Oakland County Board of Commissioners
- In office January 1, 2015 – January 1, 2019
- Preceded by: Kathy Crawford
- Succeeded by: Gwen Markham

Member of the Michigan House of Representatives from the 38th district
- In office January 1, 2009 – December 31, 2014
- Preceded by: Craig DeRoche
- Succeeded by: Kathy Crawford

Personal details
- Born: October 23, 1941 (age 84) Novi, Michigan, U.S.
- Party: Republican
- Spouse: Kathy Crawford

Military service
- Branch: U.S. Marine Corps

= Hugh Crawford (politician) =

American politician (born 1941)

Hugh D. Crawford (born October 23, 1941) is a Republican politician from Michigan who served on the Oakland County, Michigan Board of Commissioners as the Commissioner for District 9 which includes the cities of Novi, Northville, and the Township of Novi.

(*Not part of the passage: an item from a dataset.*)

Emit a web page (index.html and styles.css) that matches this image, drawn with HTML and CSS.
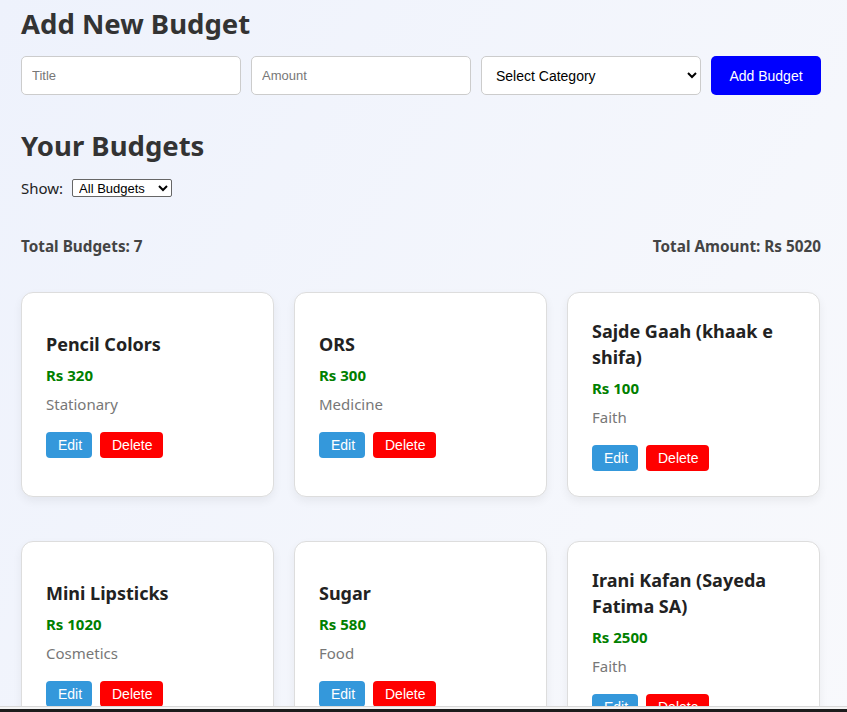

Crawford is a former member of the Michigan House of Representatives where he served for three terms. He was the chairman of the powerful Committee on Regulatory Reform where he was a key player in enacting the reform policies pushed by Michigan Governor Rick Snyder.

Prior to his election to the House, Crawford was mayor of Novi from 1996–2000, and had also previously served on the city's council.